During 2015, ICIQ received 2,084,000 euros from ERC Grants, which represents around 14 % of the overall funding.

In 2015, four ICIQ researchers have been awarded with grants funded by the European Research Council.

  • Julio Lloret-Fillol got an ERC Consolidator Grant to develop the project ‘Towards a Greener Reduction Chemistry by Using Cobalt Coordination Complexes as Catalysts and Light-driven Water Reduction as a Source of Reductive Equivalents’ (GREENLIGHT_REDCAT). This project aims to merge the concepts at the edge of the fields of solar fuels production and catalytic transformation facilitated by coordination complexes to perform light-driven catalytic transformations of organic substrates. The project may open a newer and greener avenue towards the application of artificial photosynthetic schemes in fine catalytic transformations of organic molecules.

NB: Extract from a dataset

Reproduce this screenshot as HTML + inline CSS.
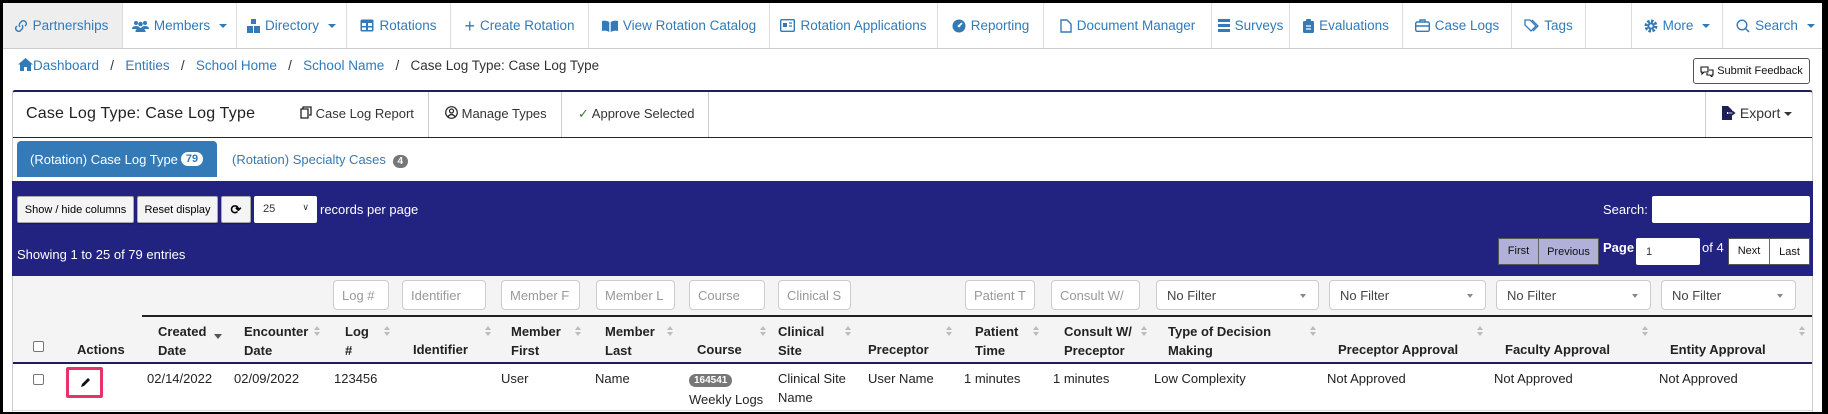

Worth up to € 2.75 million per grant for up to 5 years, ERC Consolidator Grants are designed to support researchers at the stage at which they are consolidating their own independent research team or programme.

  • Emilio Palomares received an ERC Proof of Concept Grant for the project ‘Ratiometric FRET Based Nanosensors for Trypsin Related Human Recessive Diseases’ (2-NanoSi). The project aims to develop a demo system for cost effective, non-invasive device for rapid detection of cystic fibrosis in humans.
  • José Ramón Galán-Mascarós was awarded an ERC Proof of Concept Grant for the project ‘A Solar-Powered Hydrolyzer’ (HYDRER), that focuses on the determination of the technical and economic viability of a novel water electrolyzer technology based on inexpensive Prussian blue type catalysts.
  • Núria López received an ERC Proof of Concept Grant for the project ‘Big Data for Catalysis’ (BigData4Cat). This project aims to develop the ioChem-BDplatform. A multi-headed tool aimed to parse, organise, publish and analyse results of computational chemistry research projects.

Worth up to €150.000 per grant, ‘Proof of Concept’ funding helps ERC grant holders to bridge the gap between their existing frontier research and its commercial applications.